### MATERIAL SHOWN

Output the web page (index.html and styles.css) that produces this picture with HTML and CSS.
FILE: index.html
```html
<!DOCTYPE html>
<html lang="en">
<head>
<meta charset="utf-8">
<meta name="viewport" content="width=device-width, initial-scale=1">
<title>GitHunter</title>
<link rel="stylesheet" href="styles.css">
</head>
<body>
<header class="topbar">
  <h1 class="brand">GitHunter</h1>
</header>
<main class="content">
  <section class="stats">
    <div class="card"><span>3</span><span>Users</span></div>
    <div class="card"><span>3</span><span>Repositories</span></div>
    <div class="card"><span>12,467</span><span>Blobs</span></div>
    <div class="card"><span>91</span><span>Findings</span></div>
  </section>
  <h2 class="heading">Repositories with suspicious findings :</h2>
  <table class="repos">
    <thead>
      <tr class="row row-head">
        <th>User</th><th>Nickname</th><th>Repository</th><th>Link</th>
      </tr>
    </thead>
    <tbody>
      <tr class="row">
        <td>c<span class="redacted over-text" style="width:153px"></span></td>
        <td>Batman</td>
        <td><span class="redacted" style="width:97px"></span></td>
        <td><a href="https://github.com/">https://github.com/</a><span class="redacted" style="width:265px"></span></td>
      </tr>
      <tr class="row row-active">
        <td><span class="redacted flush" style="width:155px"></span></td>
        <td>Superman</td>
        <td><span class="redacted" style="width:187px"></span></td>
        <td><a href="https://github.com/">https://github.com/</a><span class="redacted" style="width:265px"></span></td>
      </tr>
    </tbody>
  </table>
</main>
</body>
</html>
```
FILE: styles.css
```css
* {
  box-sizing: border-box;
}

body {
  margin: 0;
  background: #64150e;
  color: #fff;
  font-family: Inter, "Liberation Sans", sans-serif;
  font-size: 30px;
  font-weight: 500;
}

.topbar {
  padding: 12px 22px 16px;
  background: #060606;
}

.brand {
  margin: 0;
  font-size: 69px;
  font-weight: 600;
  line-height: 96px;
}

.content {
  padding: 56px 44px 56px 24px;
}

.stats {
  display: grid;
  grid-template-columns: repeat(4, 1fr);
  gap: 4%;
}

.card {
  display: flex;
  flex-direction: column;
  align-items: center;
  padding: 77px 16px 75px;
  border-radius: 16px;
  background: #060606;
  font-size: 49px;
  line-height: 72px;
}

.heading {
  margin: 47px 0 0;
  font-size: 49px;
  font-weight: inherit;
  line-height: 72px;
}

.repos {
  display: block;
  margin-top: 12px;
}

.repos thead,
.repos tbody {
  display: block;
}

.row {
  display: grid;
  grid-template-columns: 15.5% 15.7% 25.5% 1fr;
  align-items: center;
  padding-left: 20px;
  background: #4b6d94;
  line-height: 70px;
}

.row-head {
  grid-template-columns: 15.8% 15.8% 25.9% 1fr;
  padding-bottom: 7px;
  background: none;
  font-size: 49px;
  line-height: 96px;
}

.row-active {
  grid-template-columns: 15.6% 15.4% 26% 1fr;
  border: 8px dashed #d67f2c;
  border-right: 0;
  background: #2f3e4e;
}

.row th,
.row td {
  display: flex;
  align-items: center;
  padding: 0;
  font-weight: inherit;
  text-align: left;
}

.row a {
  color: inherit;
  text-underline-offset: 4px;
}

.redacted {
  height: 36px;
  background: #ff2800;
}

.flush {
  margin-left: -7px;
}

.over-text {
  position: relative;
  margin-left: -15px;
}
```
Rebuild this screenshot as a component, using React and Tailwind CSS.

### PROBLEM DETAILS
Transcribe the material above word for word.

### TASK OUTPUT
Output the web page (index.html and styles.css) that produces this picture with HTML and CSS.
FILE: index.html
```html
<!DOCTYPE html>
<html lang="en">
<head>
<meta charset="utf-8">
<meta name="viewport" content="width=device-width, initial-scale=1">
<title>GitHunter</title>
<link rel="stylesheet" href="styles.css">
</head>
<body>
<header class="topbar">
  <h1 class="brand">GitHunter</h1>
</header>
<main class="content">
  <section class="stats">
    <div class="card"><span>3</span><span>Users</span></div>
    <div class="card"><span>3</span><span>Repositories</span></div>
    <div class="card"><span>12,467</span><span>Blobs</span></div>
    <div class="card"><span>91</span><span>Findings</span></div>
  </section>
  <h2 class="heading">Repositories with suspicious findings :</h2>
  <table class="repos">
    <thead>
      <tr class="row row-head">
        <th>User</th><th>Nickname</th><th>Repository</th><th>Link</th>
      </tr>
    </thead>
    <tbody>
      <tr class="row">
        <td>c<span class="redacted over-text" style="width:153px"></span></td>
        <td>Batman</td>
        <td><span class="redacted" style="width:97px"></span></td>
        <td><a href="https://github.com/">https://github.com/</a><span class="redacted" style="width:265px"></span></td>
      </tr>
      <tr class="row row-active">
        <td><span class="redacted flush" style="width:155px"></span></td>
        <td>Superman</td>
        <td><span class="redacted" style="width:187px"></span></td>
        <td><a href="https://github.com/">https://github.com/</a><span class="redacted" style="width:265px"></span></td>
      </tr>
    </tbody>
  </table>
</main>
</body>
</html>
```
FILE: styles.css
```css
* {
  box-sizing: border-box;
}

body {
  margin: 0;
  background: #64150e;
  color: #fff;
  font-family: Inter, "Liberation Sans", sans-serif;
  font-size: 30px;
  font-weight: 500;
}

.topbar {
  padding: 12px 22px 16px;
  background: #060606;
}

.brand {
  margin: 0;
  font-size: 69px;
  font-weight: 600;
  line-height: 96px;
}

.content {
  padding: 56px 44px 56px 24px;
}

.stats {
  display: grid;
  grid-template-columns: repeat(4, 1fr);
  gap: 4%;
}

.card {
  display: flex;
  flex-direction: column;
  align-items: center;
  padding: 77px 16px 75px;
  border-radius: 16px;
  background: #060606;
  font-size: 49px;
  line-height: 72px;
}

.heading {
  margin: 47px 0 0;
  font-size: 49px;
  font-weight: inherit;
  line-height: 72px;
}

.repos {
  display: block;
  margin-top: 12px;
}

.repos thead,
.repos tbody {
  display: block;
}

.row {
  display: grid;
  grid-template-columns: 15.5% 15.7% 25.5% 1fr;
  align-items: center;
  padding-left: 20px;
  background: #4b6d94;
  line-height: 70px;
}

.row-head {
  grid-template-columns: 15.8% 15.8% 25.9% 1fr;
  padding-bottom: 7px;
  background: none;
  font-size: 49px;
  line-height: 96px;
}

.row-active {
  grid-template-columns: 15.6% 15.4% 26% 1fr;
  border: 8px dashed #d67f2c;
  border-right: 0;
  background: #2f3e4e;
}

.row th,
.row td {
  display: flex;
  align-items: center;
  padding: 0;
  font-weight: inherit;
  text-align: left;
}

.row a {
  color: inherit;
  text-underline-offset: 4px;
}

.redacted {
  height: 36px;
  background: #ff2800;
}

.flush {
  margin-left: -7px;
}

.over-text {
  position: relative;
  margin-left: -15px;
}
```
Rebuild this screenshot as a component, using React and Tailwind CSS.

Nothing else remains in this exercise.